Sigo recorriendo el borde del Ñielol y me doy cuenta que no es
sólo el hotel sino una buena parte de la ciudad la que ha fracasado a sus pies:
la piscina Ñielol, la antigua ratonera del Liceo Pablo Neruda, la Universidad Técnica del Estado, la avenida Balmaceda que nunca ha sido el parque
que merece ser, las casas patrimoniales que se queman y no lucen. ¿Qué carajos pasa a
los pies del cerro Ñielol?
Solo una jardinera del antiguo hotel Terraverde,
paradójicamente, conserva una planta de color verde y ésta parece ser una bandera
de la naturaleza que se ha tomado el edificio ¿Quién puede asegurar que esa
planta no es la manifestación del Ñen-Winkul
que significa el Espíritu Dueño del Cerro en mapudungun.
Mi amigo Felipe Ortega, biólogo huinka, me enseñó que para la cultura mapuche todo en la
naturaleza tiene un espíritu o dueño llamado Ngen. Lo tienen los cerros, los animales, los árboles, el agua, las
piedras, todo en la tierra.

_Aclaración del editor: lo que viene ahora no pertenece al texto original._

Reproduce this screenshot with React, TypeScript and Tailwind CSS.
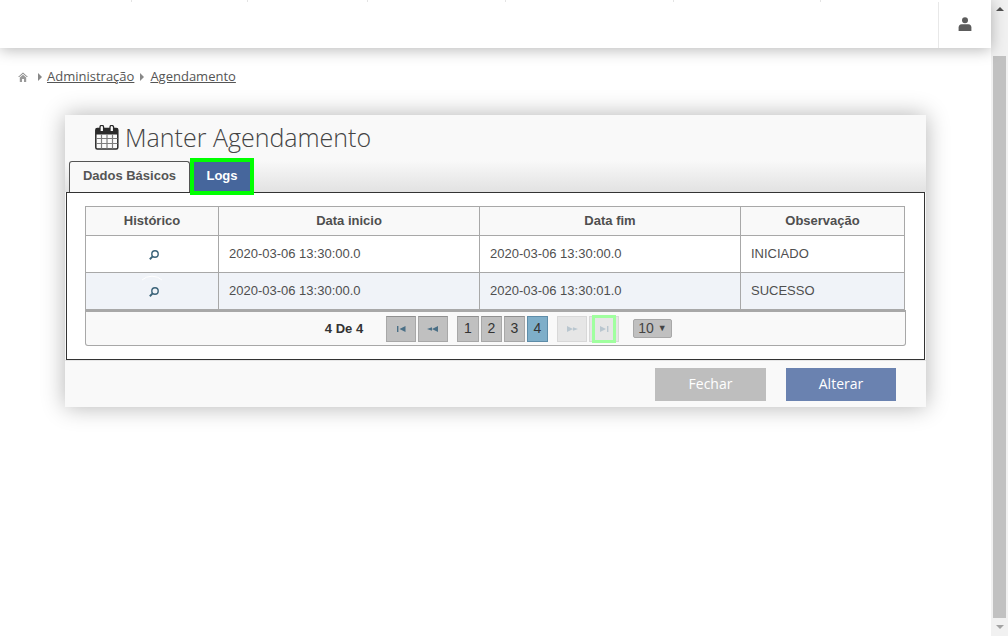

El Ngen es
a quién las machis piden permiso para
entrar en un menoko (humedal) a sacar
plantas medicinales, también es a quién los peñis
piden permiso en un Lemu (bosque)
para entrar a recoger una rama seca para hacer fuego.
Los expertos urbanistas dicen que la ciudad se niega al cerro (y al rio Cautín), pero nosotros sabemos que es al revés, que es el espíritu dueño del cerro el que empuja hacia el sur.